:: Supplied material ::
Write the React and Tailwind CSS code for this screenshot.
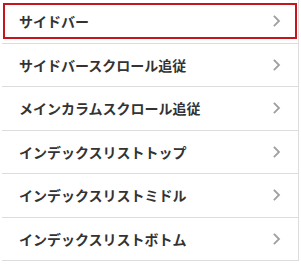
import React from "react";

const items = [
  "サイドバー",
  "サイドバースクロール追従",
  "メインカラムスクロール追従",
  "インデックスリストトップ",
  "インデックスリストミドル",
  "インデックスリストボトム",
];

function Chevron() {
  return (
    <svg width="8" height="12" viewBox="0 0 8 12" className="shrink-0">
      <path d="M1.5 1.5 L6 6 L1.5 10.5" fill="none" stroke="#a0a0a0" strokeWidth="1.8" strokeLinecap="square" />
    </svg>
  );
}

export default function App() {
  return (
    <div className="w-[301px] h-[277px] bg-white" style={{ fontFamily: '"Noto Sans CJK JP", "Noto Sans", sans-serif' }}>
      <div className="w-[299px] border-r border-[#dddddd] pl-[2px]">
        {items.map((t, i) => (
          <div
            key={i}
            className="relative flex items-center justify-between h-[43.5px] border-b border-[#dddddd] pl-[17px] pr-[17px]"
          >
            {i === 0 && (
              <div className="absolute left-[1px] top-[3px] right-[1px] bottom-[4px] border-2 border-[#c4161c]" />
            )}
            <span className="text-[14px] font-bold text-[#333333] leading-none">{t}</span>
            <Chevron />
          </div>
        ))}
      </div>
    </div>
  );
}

:: Required task ::
Return each line of the data, keeping its wording exact and omitting pictures.

:: Problem solution ::
Write the React and Tailwind CSS code for this screenshot.
import React from "react";

const items = [
  "サイドバー",
  "サイドバースクロール追従",
  "メインカラムスクロール追従",
  "インデックスリストトップ",
  "インデックスリストミドル",
  "インデックスリストボトム",
];

function Chevron() {
  return (
    <svg width="8" height="12" viewBox="0 0 8 12" className="shrink-0">
      <path d="M1.5 1.5 L6 6 L1.5 10.5" fill="none" stroke="#a0a0a0" strokeWidth="1.8" strokeLinecap="square" />
    </svg>
  );
}

export default function App() {
  return (
    <div className="w-[301px] h-[277px] bg-white" style={{ fontFamily: '"Noto Sans CJK JP", "Noto Sans", sans-serif' }}>
      <div className="w-[299px] border-r border-[#dddddd] pl-[2px]">
        {items.map((t, i) => (
          <div
            key={i}
            className="relative flex items-center justify-between h-[43.5px] border-b border-[#dddddd] pl-[17px] pr-[17px]"
          >
            {i === 0 && (
              <div className="absolute left-[1px] top-[3px] right-[1px] bottom-[4px] border-2 border-[#c4161c]" />
            )}
            <span className="text-[14px] font-bold text-[#333333] leading-none">{t}</span>
            <Chevron />
          </div>
        ))}
      </div>
    </div>
  );
}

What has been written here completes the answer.